If there are multiple species in significant amounts, and if the question 
at hand is "what is the molar mass of these species", the most general 
approach would be the new c(s,M) distribution.  However, this model is 
quite flexible in that it actually gives you a full molar mass distribution 
(at each s-value).  If the sample in question is a truly discrete mixture 
of species, this knowledge can be used to your advantage, and in this case, 
another good approach is the hybrid discrete/continuous model of 
SEDPHAT.  In this method, you use the direct Lamm equation modeling to 
describe the main species, but you still have the flexibility to account 
for the trace species using segments of the continuous distribution.

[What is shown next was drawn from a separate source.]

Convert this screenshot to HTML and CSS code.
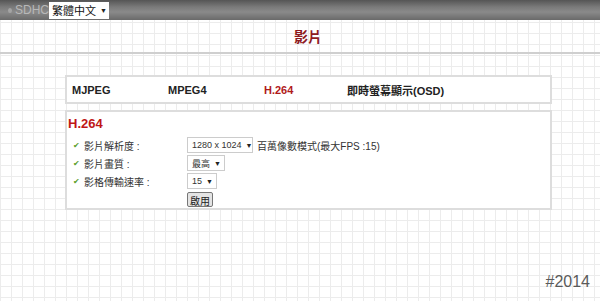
FILE: index.html
```html
<!DOCTYPE html>
<html lang="zh-Hant">
<head>
    <meta charset="UTF-8">
    <title>影片</title>
    <link rel="stylesheet" href="styles.css">
</head>
<body>
    <div class="topbar">
        <span class="logo"><span class="disc"></span>SDHC</span>
        <div class="lang">繁體中文<span class="arrow">▼</span></div>
    </div>

    <header class="title-band">
        <h1>影片</h1>
    </header>

    <div class="content">
        <div class="tabs">
            <span class="tab t1">MJPEG</span>
            <span class="tab t2">MPEG4</span>
            <span class="tab t3 active">H.264</span>
            <span class="tab">即時螢幕顯示(OSD)</span>
        </div>

        <div class="panel">
            <h2>H.264</h2>
            <div class="row">
                <span class="label"><span class="check">✔</span>影片解析度 :</span>
                <span class="sel w1">1280 x 1024<span class="arrow">▼</span></span>
                <span class="note">百萬像數模式(最大FPS :15)</span>
            </div>
            <div class="row">
                <span class="label"><span class="check">✔</span>影片畫質 :</span>
                <span class="sel w2">最高<span class="arrow">▼</span></span>
            </div>
            <div class="row">
                <span class="label"><span class="check">✔</span>影格傳輸速率 :</span>
                <span class="sel w3">15<span class="arrow">▼</span></span>
            </div>
            <div class="row">
                <span class="label"></span>
                <button class="apply">啟用</button>
            </div>
        </div>
    </div>

    <div class="year">#2014</div>
</body>
</html>
```

FILE: styles.css
```css
* {
    margin: 0;
    padding: 0;
    box-sizing: border-box;
}

body {
    font-family: 'Liberation Sans', 'Noto Sans CJK TC', sans-serif;
    color: #222;
    height: 301px;
    overflow: hidden;
    background-color: #fff;
    background-image:
        linear-gradient(to right, #ececec 1px, transparent 1px),
        linear-gradient(to bottom, #ececec 1px, transparent 1px);
    background-size: 11px 11px;
    position: relative;
    white-space: nowrap;
}

/* Barra superior */
.topbar {
    height: 20px;
    background: linear-gradient(to bottom, #555 0%, #7a7a7a 35%, #8a8a8a 60%, #6a6a6a 100%);
    display: flex;
    align-items: center;
    padding-left: 8px;
}

.logo {
    display: flex;
    align-items: center;
    color: #b8b8b8;
    font-size: 12px;
    width: 41px;
    flex-shrink: 0;
}

.disc {
    width: 9px;
    height: 5px;
    border-radius: 50%;
    background: #a4a4a4;
    margin-right: 3px;
}

.lang {
    background: #fff;
    height: 17px;
    width: 60px;
    flex-shrink: 0;
    display: flex;
    align-items: center;
    justify-content: space-between;
    padding: 0 4px 0 3px;
    font-size: 11px;
    color: #111;
}

.arrow {
    font-size: 7px;
    color: #222;
    margin-left: 4px;
}

/* Título */
.title-band {
    height: 34px;
    border-bottom: 2px solid #cfcfcf;
    display: flex;
    align-items: center;
    justify-content: center;
    padding-left: 16px;
}

.title-band h1 {
    font-size: 14px;
    color: #8e1b1f;
    font-weight: bold;
}

/* Conteúdo */
.content {
    margin-left: 65px;
    width: 487px;
    padding-top: 21px;
}

.tabs {
    height: 29px;
    background: #fff;
    border: 2px solid #ddd;
    display: flex;
    align-items: center;
    padding-left: 5px;
    font-size: 11px;
    font-weight: bold;
}

.tab.t1 { width: 96px; }
.tab.t2 { width: 96px; }
.tab.t3 { width: 83px; }

.tab.active {
    color: #b01a1a;
}

.panel {
    margin-top: 6px;
    height: 100px;
    background: #fff;
    border: 2px solid #ddd;
    padding: 4px 0 0 1px;
}

.panel h2 {
    font-size: 13px;
    color: #c01616;
    margin-bottom: 5px;
}

.row {
    display: flex;
    align-items: center;
    height: 18px;
    font-size: 10px;
    color: #333;
}

.label {
    width: 119px;
    flex-shrink: 0;
    display: flex;
    align-items: center;
    padding-left: 5px;
}

.check {
    color: #5aa02c;
    font-size: 8px;
    width: 11px;
}

.sel {
    height: 16px;
    flex-shrink: 0;
    border: 1px solid #ccc;
    background: #fff;
    display: flex;
    align-items: center;
    justify-content: space-between;
    padding: 0 3px 0 4px;
    font-size: 9px;
}

.sel.w1 { width: 66px; }
.sel.w2 { width: 38px; }
.sel.w3 { width: 30px; }

.note {
    margin-left: 4px;
}

.apply {
    font-family: inherit;
    font-size: 10px;
    height: 15px;
    padding: 0 2px;
    background: #e4e4e4;
    border: 1px solid #777;
    border-radius: 2px;
    color: #222;
}

.year {
    position: absolute;
    right: 10px;
    bottom: 10px;
    font-family: 'Liberation Sans', sans-serif;
    font-size: 16px;
    color: #5a5a5a;
}
```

5) For the issue of applying c(s) to reacting mixtures, the theoretical 
foundation of this can be found in the two recent papers Biophys. J. 89 
(2005) p 619-634 (http://www.biophysj.org/cgi/content/full/89/1/619) and p 
651-666 (http://www.biophysj.org/cgi/content/full/89/1/651).  The first 
paper deals with your first question - why deconvolution of diffusion 
works, and the second one with the question how the c(s) peaks can be 
interpreted.

Why discrete non-interacting Lamm equation solutions can be fit to reacting 
systems is based on the constant bath theory, which was originally proposed 
by Riesner and re-discovered by Claus Urbanke.  If you are concerned with 
the frictional ratio assumption, try the two-dimensional c(s,f/f0).  In our 
hands, so far, the experience is that both gives pretty similar 
sedimentation coefficient distributions, although c(s) seems to be somewhat 
more stable in this regard.  Regarding the quality of fit to reacting 
systems, I would generally propose an rmsd of 0.01 fringes or 0.01 OD, or 
at high concentration about 1% of the loading signal.  In my experience 
that should get you in a good ballpark.  Note this is not quite as 
stringent as in the c(s) analysis of non-interacting systems, and the 
reason is that we're after the main peaks of the sedimentation coefficient 
distribution.  In fact, if you can find that the main peaks of c(s) are 
robust and well-represented for given data (for example, test different 
P-values, data subsets), that would be a rational criterion for what is 
good enough.  It would be useful to share experience in this 
regard.  Clearly, don't use c(s) if even the best possible fit is still 
very bad, since this usually indicates something else is going on that is 
not accounted for (like signals from small degradation products or buffer 
salts).  One should be careful, though, not to apply c(s) for situations 
where there is hydrodynamic non-ideality, c(s) cannot handle that.

Basically, what c(s) gives you is peaks that approximate the asymptotic 
reaction boundary, which can be quantitatively interpreted using 
Gilbert-Jenkins theory.  As described in the first paper, application to 
c(s) to the reaction boundary is a way to avoid having to interpret the 
diffusional spread of the reacting system, which can be a significant 
advantage over the direct Lamm equation modeling with reaction scheme, as 
available also in SEDPHAT, or BCPFIT, or SEDANAL.  Reasons for that are 
laid out in both papers - basically the diffusion spread can be 
ill-conditioned to analyze and very susceptible to experimental 
imperfections.  In any case, the underlying sedimentation coefficient 
distribution from c(s) is very useful for the quantitative interpretation 
of peak heights and peak locations.

By the way, for many reacting systems you will see even without 
deconvolution of diffusion that there are the different boundary 
components, as predicted by Gilbert-Jenkins theory.  After all, this effect 
of reaction boundaries was observed already in the 1950s.  One could easily 
extract the boundary amplitudes and s-values as determined from any other 
boundary model that gives faithful boundary heights and weight-average 
s-values of the reaction boundary (including DCDT), and plug it into the 
Gilbert-Jenkins isotherm model of SEDPHAT.  This is just to clarify that 
diffusional deconvolution and interpretation of the effective s-values you 
get from c(s) applied to a reacting boundary are two different things.

Again, the question what to make out of these s-values from reacting 
systems is at the core of the Gilbert-Jenkins theory, and has been solved, 
for example, for a 1:1 reaction a long time ago in Nature 177 (1956) 
853-854, and for more general systems in the 60's and 70's.  The only new 
aspect about this part is that SEDPHAT can now fit these isotherms to 
experimentally determined data (i.e. ASCII tables of amplitudes and 
s-values of the reaction boundaries).